(Work to be completed): Return all of the data exactly as written, without the pictures.

(Given data):
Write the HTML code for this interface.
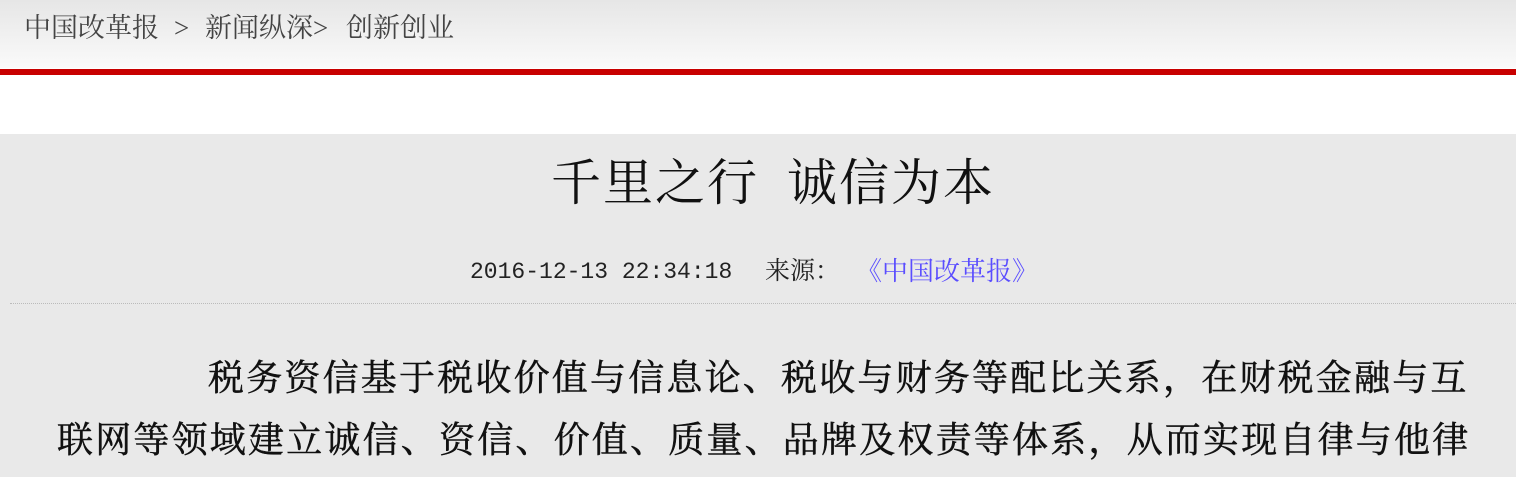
<!DOCTYPE html>
<html><head><meta charset="utf-8"><style>
html,body{margin:0;padding:0;width:1516px;height:477px;overflow:hidden;background:#fff;}
body{font-family:"Liberation Serif","Noto Serif CJK SC",serif;}
.hd{position:absolute;left:0;top:0;width:1516px;height:68px;background:linear-gradient(#e6e6e6,#fafafa);}
.bc{position:absolute;top:10px;font-size:27px;color:#444;white-space:nowrap;line-height:36px;}
.red{position:absolute;left:0;top:69px;width:1516px;height:6px;background:#c80000;}
.main{position:absolute;left:0;top:134px;width:1516px;height:343px;background:#e9e9e9;}
.t{position:absolute;top:153px;font-size:50px;line-height:60px;color:#111;white-space:pre;letter-spacing:2px;}
.m{position:absolute;top:257px;font-size:25px;line-height:30px;color:#222;white-space:pre;}
.d{font-family:"Liberation Mono",monospace;font-size:23px;}
.dot{position:absolute;left:10px;top:303px;width:1506px;border-top:1px dotted #bbb;}
.p{position:absolute;font-size:36px;letter-spacing:2.2px;color:#111;white-space:nowrap;line-height:40px;-webkit-text-stroke:0.5px #111;}
</style></head><body>
<div class="hd"></div>
<div class="bc" style="left:24px">中国改革报</div>
<div class="bc" style="left:174px">&gt;</div>
<div class="bc" style="left:205px">新闻纵深&gt;</div>
<div class="bc" style="left:346px">创新创业</div>
<div class="red"></div>
<div class="main"></div>
<div class="t" style="left:551px">千里之行</div>
<div class="t" style="left:787px">诚信为本</div>
<div class="m d" style="left:470px">2016-12-13 22:34:18</div>
<div class="m" style="left:765px">来源：</div>
<div class="m" style="left:856px;color:#5a4dff;font-size:26px">《中国改革报》</div>
<div class="dot"></div>
<div class="p" style="left:208px;top:358px;">税务资信基于税收价值与信息论、税收与财务等配比关系，在财税金融与互</div>
<div class="p" style="left:57px;top:420px;">联网等领域建立诚信、资信、价值、质量、品牌及权责等体系，从而实现自律与他律</div>
</body></html>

(Written response):
Write the HTML code for this interface.
<!DOCTYPE html>
<html><head><meta charset="utf-8"><style>
html,body{margin:0;padding:0;width:1516px;height:477px;overflow:hidden;background:#fff;}
body{font-family:"Liberation Serif","Noto Serif CJK SC",serif;}
.hd{position:absolute;left:0;top:0;width:1516px;height:68px;background:linear-gradient(#e6e6e6,#fafafa);}
.bc{position:absolute;top:10px;font-size:27px;color:#444;white-space:nowrap;line-height:36px;}
.red{position:absolute;left:0;top:69px;width:1516px;height:6px;background:#c80000;}
.main{position:absolute;left:0;top:134px;width:1516px;height:343px;background:#e9e9e9;}
.t{position:absolute;top:153px;font-size:50px;line-height:60px;color:#111;white-space:pre;letter-spacing:2px;}
.m{position:absolute;top:257px;font-size:25px;line-height:30px;color:#222;white-space:pre;}
.d{font-family:"Liberation Mono",monospace;font-size:23px;}
.dot{position:absolute;left:10px;top:303px;width:1506px;border-top:1px dotted #bbb;}
.p{position:absolute;font-size:36px;letter-spacing:2.2px;color:#111;white-space:nowrap;line-height:40px;-webkit-text-stroke:0.5px #111;}
</style></head><body>
<div class="hd"></div>
<div class="bc" style="left:24px">中国改革报</div>
<div class="bc" style="left:174px">&gt;</div>
<div class="bc" style="left:205px">新闻纵深&gt;</div>
<div class="bc" style="left:346px">创新创业</div>
<div class="red"></div>
<div class="main"></div>
<div class="t" style="left:551px">千里之行</div>
<div class="t" style="left:787px">诚信为本</div>
<div class="m d" style="left:470px">2016-12-13 22:34:18</div>
<div class="m" style="left:765px">来源：</div>
<div class="m" style="left:856px;color:#5a4dff;font-size:26px">《中国改革报》</div>
<div class="dot"></div>
<div class="p" style="left:208px;top:358px;">税务资信基于税收价值与信息论、税收与财务等配比关系，在财税金融与互</div>
<div class="p" style="left:57px;top:420px;">联网等领域建立诚信、资信、价值、质量、品牌及权责等体系，从而实现自律与他律</div>
</body></html>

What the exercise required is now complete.